Emergent wealth and digital assets
Asia’s interest in digital assets grows more robust and more relevant by the day. The most prominent example of that change is China, who went from banning cryptocurrencies six years ago to developing their own digital currency, the Digital Yuan currently in private stages of testing. It should come as no surprise that the Chinese government wants to compete with the cryptocurrency market, as these assets have proven to be extremely resourceful tools for Asian investors to move funds out of their shores. More accurately, over $50 billion US dollars in digital assets were transferred from China in the past year, mostly through Bitcoin, Ethereum and tokenised USD Tether (USDT), according to a recent report by Coinanalysis.
Asian investors are currently in the economic sphere with the most opportunities for the expansion of digital assets. The adoption of cryptocurrencies has been consistently breaking new highs in the continent. In South Korea, according to the Saramin research portal, about one-third of the entire workforce has claimed to invest a large portion of their funds in digital assets. The rise in Asia’s cryptocurrency and digital asset adoption is further enhanced at a political level. The leading Asian nations in crypto trade volume are consistently advancing in regulations for digital assets, either embracing accessibility policies or recognising crypto’s disruptive frameworks against traditional banking (which also puts digital assets in a positive light).

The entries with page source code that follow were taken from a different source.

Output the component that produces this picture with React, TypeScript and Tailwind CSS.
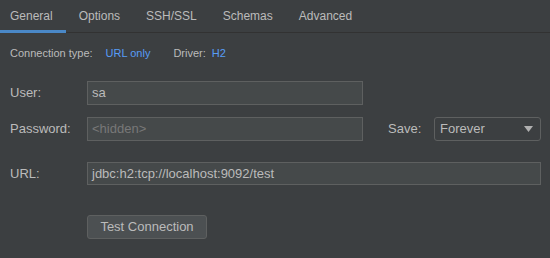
import React from 'react';

const font = { fontFamily: '"Liberation Sans", Arial, sans-serif' };

const tabs = ['General', 'Options', 'SSH/SSL', 'Schemas', 'Advanced'];

const Field: React.FC<{ value?: string; placeholder?: string; className?: string }> = ({ value, placeholder, className }) => (
  <div className={`bg-[#45494a] border border-[#5e6060] flex items-center px-[4px] text-[13px] ${className ?? ''}`}>
    {value ? <span className="text-[#bbbbbb]">{value}</span> : <span className="text-[#787878]">{placeholder}</span>}
  </div>
);

export default function App() {
  return (
    <div className="w-[550px] h-[258px] bg-[#3c3f41] text-[#bbbbbb] overflow-hidden" style={font}>
      {/* Tabs */}
      <div className="flex h-[33px] border-b border-[#323232]">
        {tabs.map((t, i) => (
          <div
            key={t}
            className={`relative flex items-center text-[12px] ${i === 0 ? 'pl-[10px] pr-[13px]' : 'px-[13px]'}`}
          >
            {t}
            {i === 0 && <div className="absolute left-0 right-0 bottom-[-1px] h-[3px] bg-[#4a88c7]" />}
          </div>
        ))}
      </div>

      {/* Connection info */}
      <div className="flex items-center h-[40px] pl-[10px] text-[11px]">
        <span>Connection type:</span>
        <span className="ml-[13px] text-[#589df6]">URL only</span>
        <span className="ml-[23px]">Driver:</span>
        <span className="ml-[6px] text-[#589df6]">H2</span>
      </div>

      {/* Form */}
      <div className="pl-[10px] text-[13px]">
        <div className="flex items-center mt-[8px]">
          <span className="w-[77px]">User:</span>
          <Field value="sa" className="w-[276px] h-[24px]" />
        </div>
        <div className="flex items-center mt-[12px]">
          <span className="w-[77px]">Password:</span>
          <Field placeholder="<hidden>" className="w-[276px] h-[24px]" />
          <span className="ml-[25px] w-[46px]">Save:</span>
          <div className="h-[24px] w-[107px] border border-[#5e6060] rounded-[3px] bg-[#3c3f41] flex items-center justify-between pl-[5px] pr-[7px]">
            <span className="text-[#bbbbbb]">Forever</span>
            <svg width="9" height="6" viewBox="0 0 9 6">
              <path d="M0 0 L9 0 L4.5 6 Z" fill="#b0b0b0" />
            </svg>
          </div>
        </div>
        <div className="flex items-center mt-[21px]">
          <span className="w-[77px]">URL:</span>
          <Field value="jdbc:h2:tcp://localhost:9092/test" className="w-[454px] h-[23px]" />
        </div>
        <div className="flex mt-[30px] pl-[77px]">
          <div className="h-[24px] w-[120px] rounded-[3px] border border-[#5e6060] bg-[#4c5052] flex items-center justify-center text-[#bbbbbb]">
            Test Connection
          </div>
        </div>
      </div>
    </div>
  );
}
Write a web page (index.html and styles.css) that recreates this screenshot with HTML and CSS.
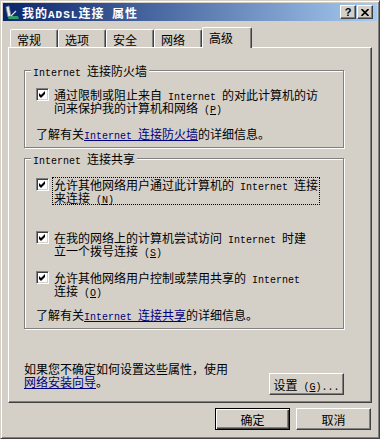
FILE: index.html
```html
<!DOCTYPE html>
<html lang="zh-CN">
<head>
  <meta charset="UTF-8" />
  <title>我的ADSL连接 属性</title>
  <link rel="stylesheet" href="styles.css">
</head>
<body>

  <div class="window">
    <div class="titlebar">
      <svg class="app-icon" width="16" height="16" viewBox="0 0 16 16">
        <path d="M2 3 L5 2 L7 12 L4 13 Z" fill="#e8e8e8" stroke="#7a8a9a" stroke-width="0.8"/>
        <path d="M5 12 L14 12 L15 15 L4 15 Z" fill="#2f9a6a"/>
        <path d="M7 12 L12 7" stroke="#d0d8e0" stroke-width="1.2"/>
      </svg>
      <span class="title">我的<span class="en">ADSL</span>连接<span class="en"> </span>属性</span>
      <div class="caption-buttons">
        <button class="cap-btn help">?</button>
        <button class="cap-btn">
          <svg width="8" height="7" viewBox="0 0 8 7"><path d="M0.5 0 L7.5 7 M7.5 0 L0.5 7" stroke="#000" stroke-width="1.6"/></svg>
        </button>
      </div>
    </div>

    <div class="content">
      <div class="tabs">
        <div class="tab">常规</div>
        <div class="tab">选项</div>
        <div class="tab">安全</div>
        <div class="tab">网络</div>
        <div class="tab active">高级</div>
      </div>

      <div class="panel">
        <div class="group">
          <div class="group-title"><span><span class="en">Internet </span>连接防火墙</span></div>
          <div class="check-row">
            <span class="check"><svg width="11" height="11" viewBox="0 0 11 11"><polygon points="2,4 4,6 8,2 8,5 4,9 2,7" fill="#000"/></svg></span>
            <span class="label">通过限制或阻止来自<span class="en"> Internet </span>的对此计算机的访<br>问来保护我的计算机和网络<span class="en"> (<u>P</u>)</span></span>
          </div>
          <div class="info">了解有关<a href="#"><span class="en">Internet </span>连接防火墙</a>的详细信息。</div>
        </div>

        <div class="group second">
          <div class="group-title"><span><span class="en">Internet </span>连接共享</span></div>
          <div class="check-row">
            <span class="check"><svg width="11" height="11" viewBox="0 0 11 11"><polygon points="2,4 4,6 8,2 8,5 4,9 2,7" fill="#000"/></svg></span>
            <span class="label focus">允许其他网络用户通过此计算机的<span class="en"> Internet </span>连接<br>来连接<span class="en"> (<u>N</u>)</span></span>
          </div>
          <div class="check-row dial">
            <span class="check"><svg width="11" height="11" viewBox="0 0 11 11"><polygon points="2,4 4,6 8,2 8,5 4,9 2,7" fill="#000"/></svg></span>
            <span class="label">在我的网络上的计算机尝试访问<span class="en"> Internet </span>时建<br>立一个拨号连接<span class="en"> (<u>S</u>)</span></span>
          </div>
          <div class="check-row">
            <span class="check"><svg width="11" height="11" viewBox="0 0 11 11"><polygon points="2,4 4,6 8,2 8,5 4,9 2,7" fill="#000"/></svg></span>
            <span class="label">允许其他网络用户控制或禁用共享的<span class="en"> Internet</span><br>连接<span class="en"> (<u>O</u>)</span></span>
          </div>
          <div class="info last">了解有关<a href="#"><span class="en">Internet </span>连接共享</a>的详细信息。</div>
        </div>

        <div class="setup-row">
          <div class="setup-text">如果您不确定如何设置这些属性，使用<br><a href="#">网络安装向导</a>。</div>
          <button class="btn setup">设置<span class="en"> (<u>G</u>)...</span></button>
        </div>
      </div>

      <div class="dialog-buttons">
        <button class="btn default">确定</button>
        <button class="btn">取消</button>
      </div>
    </div>
  </div>

</body>
</html>
```

FILE: styles.css
```css
body {
  margin: 0;
  font-family: "Noto Sans CJK SC", sans-serif;
  font-size: 12px;
  line-height: 13px;
  color: #000;
  background: #d4d0c8;
}
.en {
  font-family: "Liberation Mono", monospace;
  font-size: 10px;
  line-height: 0;
}
a {
  color: #000080;
  text-decoration: underline;
}
button {
  font: inherit;
  line-height: 13px;
  color: #000;
  cursor: default;
}

/* window frame */
.window {
  width: 380px;
  height: 439px;
  box-sizing: border-box;
  overflow: hidden;
  border: 1px solid;
  border-color: #d4d0c8 #404040 #404040 #d4d0c8;
  box-shadow: inset 1px 1px #fff, inset -1px -1px #808080;
  padding: 2px;
  background: #d4d0c8;
}
.titlebar {
  height: 18px;
  display: flex;
  align-items: center;
  padding: 0 4px 0 1px;
  background: linear-gradient(to right, #0a246a, #a6caf0);
}
.app-icon {
  flex: none;
}
.title {
  margin-left: 2px;
  color: #fff;
  font-weight: bold;
  letter-spacing: 1px;
  flex: 1;
}
.title .en {
  font-size: 11px;
}
.caption-buttons {
  display: flex;
  gap: 1px;
}
.cap-btn {
  width: 16px;
  height: 14px;
  box-sizing: border-box;
  padding: 0;
  border: 1px solid;
  border-color: #fff #404040 #404040 #fff;
  box-shadow: inset -1px -1px #808080;
  background: #d4d0c8;
  display: flex;
  align-items: center;
  justify-content: center;
}
.cap-btn.help {
  font-family: "Liberation Sans", sans-serif;
  font-weight: bold;
  font-size: 11px;
  line-height: 10px;
}

.content {
  padding: 0 5px;
}

/* tabs */
.tabs {
  display: flex;
  align-items: flex-end;
  height: 20px;
  margin-top: 6px;
  padding-left: 2px;
}
.tab {
  width: 48px;
  height: 18px;
  box-sizing: border-box;
  border-top: 1px solid #fff;
  border-left: 1px solid #fff;
  border-right: 1px solid #404040;
  border-radius: 2px 2px 0 0;
  box-shadow: inset -1px 0 #808080;
  padding: 3px 0 0 6px;
  background: #d4d0c8;
}
.tab.active {
  width: 50px;
  height: 21px;
  margin-bottom: -1px;
  position: relative;
  z-index: 1;
}

.panel {
  border: 1px solid;
  border-color: #fff #404040 #404040 #fff;
  box-shadow: inset -1px -1px #808080;
  padding: 0 27px 7px 15px;
}

/* group boxes */
.group {
  margin-top: 22px;
  border: 1px solid #808080;
  box-shadow: inset 1px 1px #fff, 1px 1px #fff;
  padding: 0 10px 7px 11px;
}
.group.second {
  margin-top: 10px;
}
.group-title {
  height: 13px;
  margin: -7px 0 0 -5px;
}
.group-title > span {
  background: #d4d0c8;
  padding: 0 2px;
}
.check-row {
  display: flex;
  align-items: flex-start;
  gap: 3px;
  margin-top: 10px;
}
.second .check-row {
  margin-top: 12px;
}
.second .check-row.dial {
  margin-top: 25px;
}
.check {
  flex: none;
  width: 13px;
  height: 13px;
  box-sizing: border-box;
  margin-top: 1px;
  border: 1px solid;
  border-color: #808080 #fff #fff #808080;
  box-shadow: inset 1px 1px #404040, inset -1px -1px #d4d0c8;
  background: #fff;
}
.check svg {
  display: block;
}
.label {
  border: 1px dotted transparent;
  padding: 0 1px;
}
.label.focus {
  border-color: #000;
}
.info {
  margin-top: 12px;
}
.info.last {
  margin-top: 10px;
}

.setup-row {
  display: flex;
  justify-content: space-between;
  align-items: flex-start;
  margin-top: 33px;
}

/* push buttons */
.btn {
  width: 75px;
  height: 22px;
  box-sizing: border-box;
  padding: 0;
  border: 1px solid;
  border-color: #fff #404040 #404040 #fff;
  box-shadow: inset -1px -1px #808080;
  background: #d4d0c8;
}
.btn.setup {
  margin-top: 11px;
}
.btn.default {
  border-color: #000;
  box-shadow: inset 1px 1px #fff, inset -1px -1px #404040, inset -2px -2px #808080;
}
.dialog-buttons {
  display: flex;
  justify-content: flex-end;
  gap: 6px;
  margin-top: 5px;
  padding-right: 1px;
}
```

As a continent leading the globe in technological innovation, this puts emergent Asian wealth in a prime position to capitalise on the new wave of digital asset investments. An excellent example of their transition from traditional investments is property value. Global property prices, a consolidated and traditional path of investments for Asians, are moving further out of reach. It is happening mainly in Asia, where prominent cities are consistently topping the list of the most expensive housing prices, year on year. For that reason, the emergent wealth class who might be considering investing in real estate are now looking for alternatives in building true wealth over debt, and the digital asset markets are providing compelling choices.
The emergent wealth class is more in tune with the digital economy, preferring technology and digitally-native investments that complement the persona of the age. They grew up in the digital age, and interact with the digital world daily. It makes sense that they look towards digital assets to invest in and build out their wealth, as they break from the traditions of older generations. Furthermore, and in addition to investing in emergent technologies and digital assets, the new wave of emergent wealth are also looking to purposefully invest in impactful, meaningful projects and assets that make the world a better place.